DATA TO PROCESS:
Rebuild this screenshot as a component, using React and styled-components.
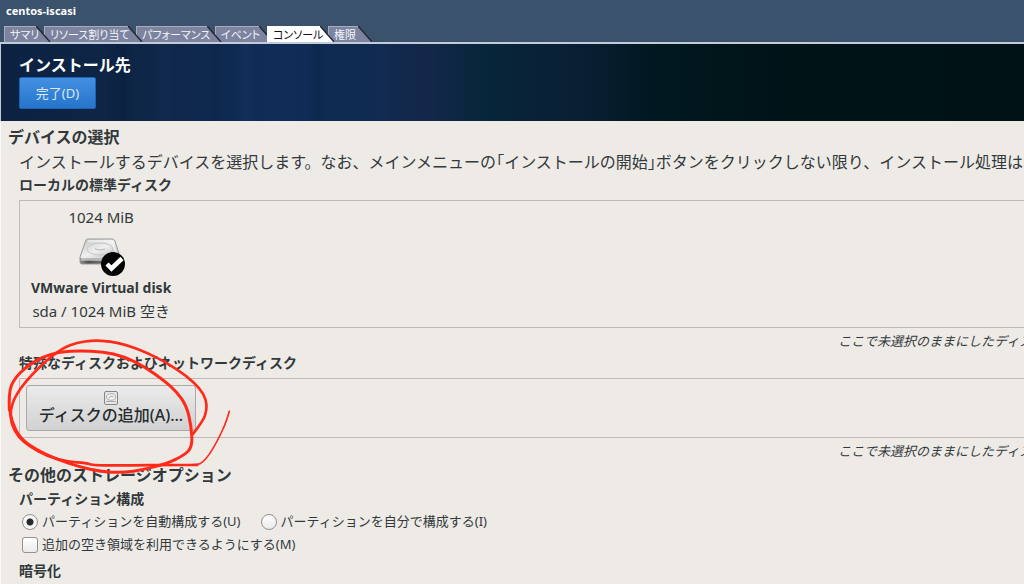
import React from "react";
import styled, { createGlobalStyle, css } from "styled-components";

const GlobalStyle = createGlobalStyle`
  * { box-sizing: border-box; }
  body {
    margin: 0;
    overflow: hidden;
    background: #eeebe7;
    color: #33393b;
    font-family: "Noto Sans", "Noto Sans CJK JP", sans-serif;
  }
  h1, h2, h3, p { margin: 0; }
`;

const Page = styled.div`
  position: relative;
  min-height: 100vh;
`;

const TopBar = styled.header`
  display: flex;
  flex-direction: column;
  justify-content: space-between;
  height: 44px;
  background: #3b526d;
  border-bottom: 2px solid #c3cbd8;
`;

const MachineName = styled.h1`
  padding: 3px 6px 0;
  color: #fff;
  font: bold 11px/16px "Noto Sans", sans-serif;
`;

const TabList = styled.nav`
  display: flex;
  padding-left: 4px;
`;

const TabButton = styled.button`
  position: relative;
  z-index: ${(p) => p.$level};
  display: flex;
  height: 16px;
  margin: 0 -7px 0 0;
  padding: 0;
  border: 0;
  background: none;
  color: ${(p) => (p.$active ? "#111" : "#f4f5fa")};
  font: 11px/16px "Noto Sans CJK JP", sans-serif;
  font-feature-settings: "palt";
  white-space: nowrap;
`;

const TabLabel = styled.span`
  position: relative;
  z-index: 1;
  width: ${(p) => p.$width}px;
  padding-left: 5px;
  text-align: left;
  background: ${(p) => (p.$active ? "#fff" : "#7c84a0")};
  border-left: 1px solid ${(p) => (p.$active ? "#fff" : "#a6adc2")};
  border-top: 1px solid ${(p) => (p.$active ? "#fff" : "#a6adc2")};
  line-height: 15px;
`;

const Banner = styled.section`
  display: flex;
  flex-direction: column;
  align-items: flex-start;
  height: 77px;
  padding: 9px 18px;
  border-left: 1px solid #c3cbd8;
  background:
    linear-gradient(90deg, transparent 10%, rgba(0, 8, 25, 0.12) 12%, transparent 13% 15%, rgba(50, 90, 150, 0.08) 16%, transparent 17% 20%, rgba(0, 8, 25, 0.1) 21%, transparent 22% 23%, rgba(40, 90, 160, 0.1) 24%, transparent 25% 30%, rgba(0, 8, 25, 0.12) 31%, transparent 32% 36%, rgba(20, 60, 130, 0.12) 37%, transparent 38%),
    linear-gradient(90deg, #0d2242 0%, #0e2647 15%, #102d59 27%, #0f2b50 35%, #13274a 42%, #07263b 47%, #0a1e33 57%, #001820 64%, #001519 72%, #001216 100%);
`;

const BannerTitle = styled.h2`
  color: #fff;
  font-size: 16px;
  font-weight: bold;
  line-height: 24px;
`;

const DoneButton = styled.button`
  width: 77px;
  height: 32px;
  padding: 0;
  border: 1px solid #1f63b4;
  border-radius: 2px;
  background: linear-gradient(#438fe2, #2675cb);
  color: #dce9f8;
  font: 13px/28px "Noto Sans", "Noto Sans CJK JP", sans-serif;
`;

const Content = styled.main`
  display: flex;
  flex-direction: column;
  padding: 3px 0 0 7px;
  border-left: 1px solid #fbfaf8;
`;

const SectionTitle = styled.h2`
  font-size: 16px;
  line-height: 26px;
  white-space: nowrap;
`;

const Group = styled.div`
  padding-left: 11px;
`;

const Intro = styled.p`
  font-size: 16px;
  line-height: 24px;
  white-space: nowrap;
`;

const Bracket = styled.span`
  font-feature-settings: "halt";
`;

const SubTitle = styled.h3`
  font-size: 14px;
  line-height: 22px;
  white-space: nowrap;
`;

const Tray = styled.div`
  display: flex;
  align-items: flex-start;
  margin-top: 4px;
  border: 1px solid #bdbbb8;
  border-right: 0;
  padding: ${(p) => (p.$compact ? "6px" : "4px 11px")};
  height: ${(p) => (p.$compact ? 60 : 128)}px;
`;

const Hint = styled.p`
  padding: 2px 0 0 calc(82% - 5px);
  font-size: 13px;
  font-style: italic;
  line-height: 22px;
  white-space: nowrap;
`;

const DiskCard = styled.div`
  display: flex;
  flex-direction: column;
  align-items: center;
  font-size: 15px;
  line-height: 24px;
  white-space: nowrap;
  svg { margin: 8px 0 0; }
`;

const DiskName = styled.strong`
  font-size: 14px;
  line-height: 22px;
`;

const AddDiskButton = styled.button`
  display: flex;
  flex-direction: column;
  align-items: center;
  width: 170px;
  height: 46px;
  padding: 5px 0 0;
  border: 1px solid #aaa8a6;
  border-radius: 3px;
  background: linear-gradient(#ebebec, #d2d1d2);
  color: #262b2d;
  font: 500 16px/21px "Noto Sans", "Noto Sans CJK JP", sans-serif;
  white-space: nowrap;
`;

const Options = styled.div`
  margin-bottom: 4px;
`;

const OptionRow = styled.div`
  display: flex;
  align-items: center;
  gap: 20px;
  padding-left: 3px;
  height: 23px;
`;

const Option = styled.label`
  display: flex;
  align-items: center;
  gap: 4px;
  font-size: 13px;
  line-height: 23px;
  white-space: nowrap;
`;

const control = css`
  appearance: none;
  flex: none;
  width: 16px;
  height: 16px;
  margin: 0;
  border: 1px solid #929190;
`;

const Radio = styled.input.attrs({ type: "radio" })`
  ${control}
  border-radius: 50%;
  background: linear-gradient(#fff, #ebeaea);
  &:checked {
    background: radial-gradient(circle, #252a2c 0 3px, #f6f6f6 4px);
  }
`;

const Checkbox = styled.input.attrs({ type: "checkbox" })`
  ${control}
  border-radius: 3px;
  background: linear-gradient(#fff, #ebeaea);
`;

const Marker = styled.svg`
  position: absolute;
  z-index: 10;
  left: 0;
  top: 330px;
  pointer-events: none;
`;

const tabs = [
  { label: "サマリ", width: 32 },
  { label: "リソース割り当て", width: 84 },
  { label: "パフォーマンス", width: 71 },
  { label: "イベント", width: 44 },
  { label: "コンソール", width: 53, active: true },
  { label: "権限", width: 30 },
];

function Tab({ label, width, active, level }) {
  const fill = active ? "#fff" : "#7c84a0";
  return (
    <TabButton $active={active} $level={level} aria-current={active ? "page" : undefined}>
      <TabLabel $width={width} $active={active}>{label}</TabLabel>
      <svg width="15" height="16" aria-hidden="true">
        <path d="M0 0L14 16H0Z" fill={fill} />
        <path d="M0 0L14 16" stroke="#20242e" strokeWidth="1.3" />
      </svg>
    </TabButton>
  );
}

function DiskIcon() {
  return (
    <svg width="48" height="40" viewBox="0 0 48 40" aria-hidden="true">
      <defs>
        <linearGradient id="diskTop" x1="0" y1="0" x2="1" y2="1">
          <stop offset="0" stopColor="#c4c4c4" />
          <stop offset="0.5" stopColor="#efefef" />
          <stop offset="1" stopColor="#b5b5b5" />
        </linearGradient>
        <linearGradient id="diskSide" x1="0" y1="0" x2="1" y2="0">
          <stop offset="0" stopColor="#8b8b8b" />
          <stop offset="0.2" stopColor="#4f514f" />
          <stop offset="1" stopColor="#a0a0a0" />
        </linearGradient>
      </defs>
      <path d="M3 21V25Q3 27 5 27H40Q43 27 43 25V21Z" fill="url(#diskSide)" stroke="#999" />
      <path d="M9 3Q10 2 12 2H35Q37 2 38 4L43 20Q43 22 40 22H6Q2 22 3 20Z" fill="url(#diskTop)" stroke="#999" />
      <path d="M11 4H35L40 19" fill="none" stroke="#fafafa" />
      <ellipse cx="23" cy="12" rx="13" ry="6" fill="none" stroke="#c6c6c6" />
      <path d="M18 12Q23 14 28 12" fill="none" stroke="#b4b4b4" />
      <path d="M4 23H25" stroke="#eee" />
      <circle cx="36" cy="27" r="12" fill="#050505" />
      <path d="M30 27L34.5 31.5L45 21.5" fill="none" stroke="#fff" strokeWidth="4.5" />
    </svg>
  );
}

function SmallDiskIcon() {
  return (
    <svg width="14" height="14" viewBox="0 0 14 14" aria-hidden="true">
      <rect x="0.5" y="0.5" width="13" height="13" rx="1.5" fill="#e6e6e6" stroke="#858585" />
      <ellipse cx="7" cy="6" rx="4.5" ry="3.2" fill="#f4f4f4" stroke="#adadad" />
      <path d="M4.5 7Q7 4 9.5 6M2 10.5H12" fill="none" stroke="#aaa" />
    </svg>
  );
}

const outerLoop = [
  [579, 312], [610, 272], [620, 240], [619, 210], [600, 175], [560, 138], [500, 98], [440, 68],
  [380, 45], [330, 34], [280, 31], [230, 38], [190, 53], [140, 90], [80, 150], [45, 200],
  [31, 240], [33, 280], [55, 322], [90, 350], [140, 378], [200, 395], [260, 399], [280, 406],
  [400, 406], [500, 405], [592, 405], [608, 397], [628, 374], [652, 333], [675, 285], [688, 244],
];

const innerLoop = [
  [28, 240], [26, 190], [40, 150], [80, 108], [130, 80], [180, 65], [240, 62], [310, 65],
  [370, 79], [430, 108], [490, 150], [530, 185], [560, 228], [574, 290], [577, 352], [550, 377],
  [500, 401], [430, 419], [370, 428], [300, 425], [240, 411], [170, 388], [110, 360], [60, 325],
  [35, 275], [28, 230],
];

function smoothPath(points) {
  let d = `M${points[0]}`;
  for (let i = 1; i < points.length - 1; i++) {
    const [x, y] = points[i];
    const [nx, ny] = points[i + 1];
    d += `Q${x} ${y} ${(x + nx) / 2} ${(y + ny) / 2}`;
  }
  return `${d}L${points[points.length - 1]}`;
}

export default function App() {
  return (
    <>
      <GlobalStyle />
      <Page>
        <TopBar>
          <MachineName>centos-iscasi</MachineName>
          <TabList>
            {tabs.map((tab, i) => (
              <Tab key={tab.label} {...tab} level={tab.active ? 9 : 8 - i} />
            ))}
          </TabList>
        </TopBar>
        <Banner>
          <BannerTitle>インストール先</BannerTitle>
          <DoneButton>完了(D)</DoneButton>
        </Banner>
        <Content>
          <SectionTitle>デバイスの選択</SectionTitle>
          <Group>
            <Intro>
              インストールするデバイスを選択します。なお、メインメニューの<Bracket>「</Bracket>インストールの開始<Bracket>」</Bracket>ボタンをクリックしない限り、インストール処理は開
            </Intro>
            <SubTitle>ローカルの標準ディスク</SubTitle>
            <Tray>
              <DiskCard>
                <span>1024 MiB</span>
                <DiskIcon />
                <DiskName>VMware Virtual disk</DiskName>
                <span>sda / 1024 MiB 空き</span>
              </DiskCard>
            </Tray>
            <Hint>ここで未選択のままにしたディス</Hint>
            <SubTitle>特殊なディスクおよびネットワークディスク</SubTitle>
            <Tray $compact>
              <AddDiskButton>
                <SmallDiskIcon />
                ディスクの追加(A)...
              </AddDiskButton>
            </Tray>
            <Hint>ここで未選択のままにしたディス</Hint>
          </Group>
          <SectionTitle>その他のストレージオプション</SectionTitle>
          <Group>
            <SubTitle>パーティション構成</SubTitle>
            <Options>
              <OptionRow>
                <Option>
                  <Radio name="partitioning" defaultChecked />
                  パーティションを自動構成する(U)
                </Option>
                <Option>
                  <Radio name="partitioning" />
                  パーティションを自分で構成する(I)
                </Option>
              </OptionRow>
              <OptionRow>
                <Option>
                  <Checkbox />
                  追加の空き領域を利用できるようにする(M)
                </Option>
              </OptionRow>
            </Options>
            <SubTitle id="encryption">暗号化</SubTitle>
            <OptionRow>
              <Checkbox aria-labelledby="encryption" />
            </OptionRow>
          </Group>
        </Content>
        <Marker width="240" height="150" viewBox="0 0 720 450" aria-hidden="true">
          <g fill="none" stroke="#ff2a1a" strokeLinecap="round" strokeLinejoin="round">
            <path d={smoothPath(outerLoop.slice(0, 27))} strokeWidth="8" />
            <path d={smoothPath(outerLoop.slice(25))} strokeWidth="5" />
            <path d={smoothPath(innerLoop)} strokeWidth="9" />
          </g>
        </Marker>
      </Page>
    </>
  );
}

==

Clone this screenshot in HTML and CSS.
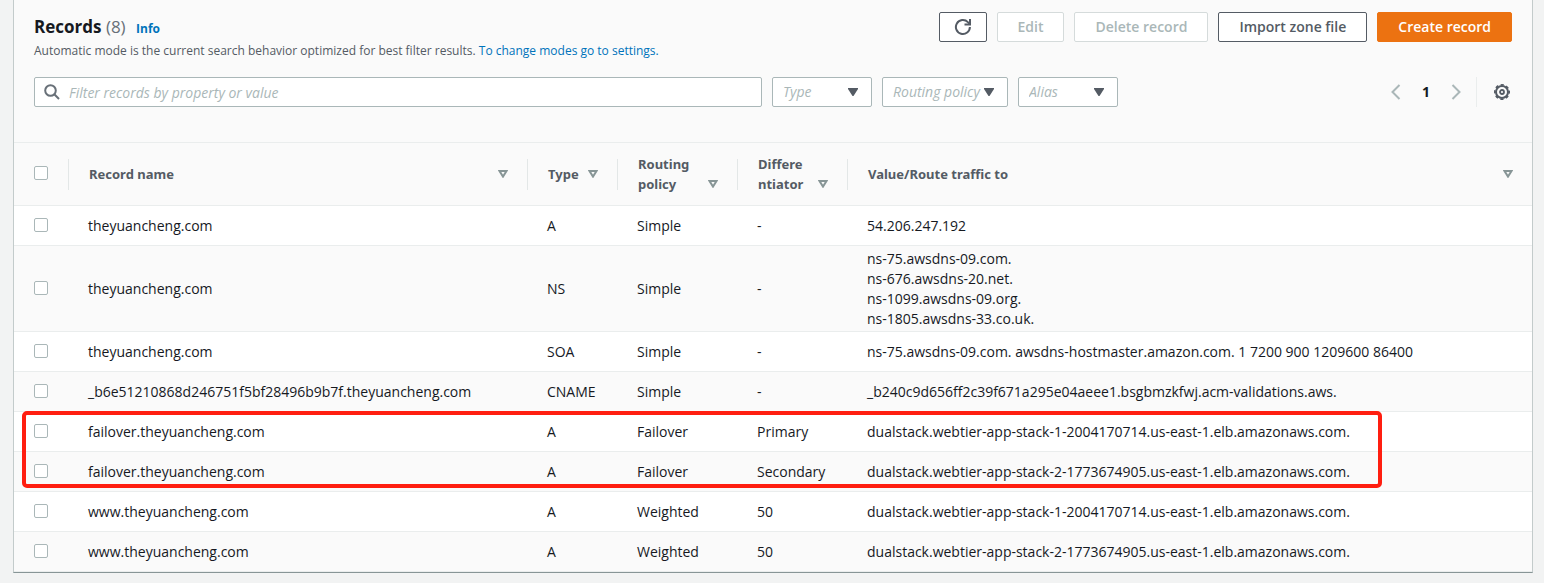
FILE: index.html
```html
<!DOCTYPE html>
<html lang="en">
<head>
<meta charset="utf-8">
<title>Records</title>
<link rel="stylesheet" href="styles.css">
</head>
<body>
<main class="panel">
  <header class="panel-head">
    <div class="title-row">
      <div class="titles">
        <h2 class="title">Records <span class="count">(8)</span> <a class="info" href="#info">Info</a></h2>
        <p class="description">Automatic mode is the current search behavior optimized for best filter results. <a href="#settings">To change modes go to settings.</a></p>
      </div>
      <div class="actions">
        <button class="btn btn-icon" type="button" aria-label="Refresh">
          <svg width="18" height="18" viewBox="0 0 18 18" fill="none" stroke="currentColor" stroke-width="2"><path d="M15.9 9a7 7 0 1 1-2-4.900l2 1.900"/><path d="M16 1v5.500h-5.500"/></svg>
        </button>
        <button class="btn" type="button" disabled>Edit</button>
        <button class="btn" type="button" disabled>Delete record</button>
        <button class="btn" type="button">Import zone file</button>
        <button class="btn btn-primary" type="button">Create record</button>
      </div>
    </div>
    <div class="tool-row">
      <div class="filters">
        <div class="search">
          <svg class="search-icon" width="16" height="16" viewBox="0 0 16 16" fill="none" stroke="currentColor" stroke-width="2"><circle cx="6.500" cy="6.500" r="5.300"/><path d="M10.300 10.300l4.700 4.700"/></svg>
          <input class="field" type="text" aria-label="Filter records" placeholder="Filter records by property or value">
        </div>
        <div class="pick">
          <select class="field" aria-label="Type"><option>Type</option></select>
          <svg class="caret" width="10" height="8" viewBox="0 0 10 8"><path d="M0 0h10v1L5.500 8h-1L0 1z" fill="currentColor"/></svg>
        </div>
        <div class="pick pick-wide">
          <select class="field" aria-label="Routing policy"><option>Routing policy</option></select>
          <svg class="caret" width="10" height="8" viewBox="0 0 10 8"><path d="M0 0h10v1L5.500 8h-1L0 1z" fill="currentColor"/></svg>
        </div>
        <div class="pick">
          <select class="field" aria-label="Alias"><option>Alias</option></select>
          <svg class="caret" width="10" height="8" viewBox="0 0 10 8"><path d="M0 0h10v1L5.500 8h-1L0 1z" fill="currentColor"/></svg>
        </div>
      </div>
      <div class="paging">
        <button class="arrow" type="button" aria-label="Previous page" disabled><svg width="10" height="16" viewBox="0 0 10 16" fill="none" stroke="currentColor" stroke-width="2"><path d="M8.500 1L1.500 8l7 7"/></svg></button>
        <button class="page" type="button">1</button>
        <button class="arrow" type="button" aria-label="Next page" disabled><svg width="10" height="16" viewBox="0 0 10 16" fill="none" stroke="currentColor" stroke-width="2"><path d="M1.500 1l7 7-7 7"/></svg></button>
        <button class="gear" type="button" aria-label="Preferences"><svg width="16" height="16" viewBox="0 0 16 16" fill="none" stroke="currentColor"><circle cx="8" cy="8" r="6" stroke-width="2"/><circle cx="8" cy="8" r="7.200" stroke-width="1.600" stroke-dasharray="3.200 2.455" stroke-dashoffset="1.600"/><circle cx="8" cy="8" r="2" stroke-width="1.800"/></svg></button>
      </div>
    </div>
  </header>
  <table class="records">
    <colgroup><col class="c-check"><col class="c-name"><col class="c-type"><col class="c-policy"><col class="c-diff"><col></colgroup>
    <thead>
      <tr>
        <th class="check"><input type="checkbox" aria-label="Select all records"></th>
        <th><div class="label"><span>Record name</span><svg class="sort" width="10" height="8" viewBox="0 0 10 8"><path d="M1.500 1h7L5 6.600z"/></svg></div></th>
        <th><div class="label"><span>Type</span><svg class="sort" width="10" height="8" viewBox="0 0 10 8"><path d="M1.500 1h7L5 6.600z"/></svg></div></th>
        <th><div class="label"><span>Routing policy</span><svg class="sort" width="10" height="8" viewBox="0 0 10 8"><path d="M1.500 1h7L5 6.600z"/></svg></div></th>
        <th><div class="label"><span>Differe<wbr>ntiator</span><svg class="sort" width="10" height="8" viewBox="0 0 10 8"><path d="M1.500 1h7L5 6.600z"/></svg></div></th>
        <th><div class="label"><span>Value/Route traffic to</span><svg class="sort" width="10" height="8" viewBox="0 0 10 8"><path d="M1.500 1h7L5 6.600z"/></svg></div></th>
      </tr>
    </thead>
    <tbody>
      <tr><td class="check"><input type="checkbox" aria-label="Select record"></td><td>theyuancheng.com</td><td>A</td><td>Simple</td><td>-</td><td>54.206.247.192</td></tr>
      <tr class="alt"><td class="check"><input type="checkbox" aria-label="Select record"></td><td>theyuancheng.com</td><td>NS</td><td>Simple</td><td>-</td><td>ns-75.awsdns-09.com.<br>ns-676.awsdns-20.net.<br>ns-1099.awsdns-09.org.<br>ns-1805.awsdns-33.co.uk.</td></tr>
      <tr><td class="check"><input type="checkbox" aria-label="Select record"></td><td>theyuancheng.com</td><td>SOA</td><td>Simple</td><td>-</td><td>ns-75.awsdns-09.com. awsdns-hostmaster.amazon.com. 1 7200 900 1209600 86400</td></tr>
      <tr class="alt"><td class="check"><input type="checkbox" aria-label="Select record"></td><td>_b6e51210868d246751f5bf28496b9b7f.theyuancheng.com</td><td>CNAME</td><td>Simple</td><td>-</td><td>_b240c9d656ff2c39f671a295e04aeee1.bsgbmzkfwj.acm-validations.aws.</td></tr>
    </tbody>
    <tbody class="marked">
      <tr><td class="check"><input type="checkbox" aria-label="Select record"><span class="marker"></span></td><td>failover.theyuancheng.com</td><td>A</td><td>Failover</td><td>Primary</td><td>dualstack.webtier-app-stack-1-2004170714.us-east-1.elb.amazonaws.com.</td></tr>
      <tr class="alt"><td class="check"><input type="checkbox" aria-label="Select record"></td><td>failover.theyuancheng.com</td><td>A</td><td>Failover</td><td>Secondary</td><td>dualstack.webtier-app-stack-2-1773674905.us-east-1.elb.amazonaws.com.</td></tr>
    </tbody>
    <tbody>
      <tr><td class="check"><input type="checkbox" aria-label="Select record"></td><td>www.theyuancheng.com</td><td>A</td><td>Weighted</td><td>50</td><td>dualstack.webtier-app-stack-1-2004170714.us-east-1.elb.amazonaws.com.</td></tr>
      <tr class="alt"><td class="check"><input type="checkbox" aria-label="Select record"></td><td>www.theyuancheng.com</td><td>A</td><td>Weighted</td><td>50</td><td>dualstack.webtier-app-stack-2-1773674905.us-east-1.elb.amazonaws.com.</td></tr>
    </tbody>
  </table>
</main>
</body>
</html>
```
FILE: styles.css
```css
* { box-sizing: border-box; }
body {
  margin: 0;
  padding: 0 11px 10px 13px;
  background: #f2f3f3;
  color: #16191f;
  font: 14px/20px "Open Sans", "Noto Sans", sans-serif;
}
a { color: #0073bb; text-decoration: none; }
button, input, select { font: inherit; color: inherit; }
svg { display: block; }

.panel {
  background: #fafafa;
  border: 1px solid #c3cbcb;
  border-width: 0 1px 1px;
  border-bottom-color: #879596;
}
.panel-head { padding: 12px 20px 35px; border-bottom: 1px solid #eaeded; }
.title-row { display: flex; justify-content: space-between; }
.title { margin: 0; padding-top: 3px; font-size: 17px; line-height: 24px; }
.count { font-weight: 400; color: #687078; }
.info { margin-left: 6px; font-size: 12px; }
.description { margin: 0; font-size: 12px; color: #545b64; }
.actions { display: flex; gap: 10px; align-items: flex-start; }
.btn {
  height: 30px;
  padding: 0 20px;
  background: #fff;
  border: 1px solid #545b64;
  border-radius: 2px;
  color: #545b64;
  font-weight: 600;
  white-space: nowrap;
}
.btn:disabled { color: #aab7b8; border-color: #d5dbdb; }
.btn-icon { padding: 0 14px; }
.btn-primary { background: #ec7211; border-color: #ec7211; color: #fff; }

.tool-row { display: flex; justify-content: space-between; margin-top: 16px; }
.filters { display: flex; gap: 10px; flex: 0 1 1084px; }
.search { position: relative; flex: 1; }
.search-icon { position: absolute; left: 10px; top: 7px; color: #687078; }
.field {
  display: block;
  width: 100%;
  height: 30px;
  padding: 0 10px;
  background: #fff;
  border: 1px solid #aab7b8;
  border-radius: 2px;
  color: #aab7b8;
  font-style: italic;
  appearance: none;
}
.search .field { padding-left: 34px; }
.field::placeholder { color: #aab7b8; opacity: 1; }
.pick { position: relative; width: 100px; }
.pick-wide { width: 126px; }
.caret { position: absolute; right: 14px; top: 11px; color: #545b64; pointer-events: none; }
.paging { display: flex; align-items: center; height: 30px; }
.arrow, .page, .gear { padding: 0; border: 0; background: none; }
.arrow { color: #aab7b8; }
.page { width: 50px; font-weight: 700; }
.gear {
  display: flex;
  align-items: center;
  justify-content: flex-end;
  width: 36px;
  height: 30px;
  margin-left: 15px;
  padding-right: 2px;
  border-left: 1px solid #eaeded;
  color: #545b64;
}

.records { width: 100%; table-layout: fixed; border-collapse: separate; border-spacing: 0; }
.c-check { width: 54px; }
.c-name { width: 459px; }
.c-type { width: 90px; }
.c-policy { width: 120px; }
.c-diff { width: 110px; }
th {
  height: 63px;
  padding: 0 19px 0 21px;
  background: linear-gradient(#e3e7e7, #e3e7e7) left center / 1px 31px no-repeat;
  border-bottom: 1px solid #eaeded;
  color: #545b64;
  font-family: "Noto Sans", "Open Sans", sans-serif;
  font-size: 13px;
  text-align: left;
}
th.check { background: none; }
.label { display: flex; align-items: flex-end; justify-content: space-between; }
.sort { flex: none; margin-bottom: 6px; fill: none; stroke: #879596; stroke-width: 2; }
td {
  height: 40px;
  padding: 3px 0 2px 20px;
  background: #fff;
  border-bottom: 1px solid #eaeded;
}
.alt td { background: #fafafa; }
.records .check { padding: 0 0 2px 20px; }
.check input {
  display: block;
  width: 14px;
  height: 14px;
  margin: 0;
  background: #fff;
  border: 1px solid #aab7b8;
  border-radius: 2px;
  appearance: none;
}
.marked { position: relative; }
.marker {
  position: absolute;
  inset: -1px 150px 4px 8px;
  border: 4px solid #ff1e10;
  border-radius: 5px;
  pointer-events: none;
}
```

WORK TO DO: Using the material above, copy every line in which the string "screenshot" occurs.

CORRECT RESULT:
Rebuild this screenshot as a component, using React and styled-components.
Clone this screenshot in HTML and CSS.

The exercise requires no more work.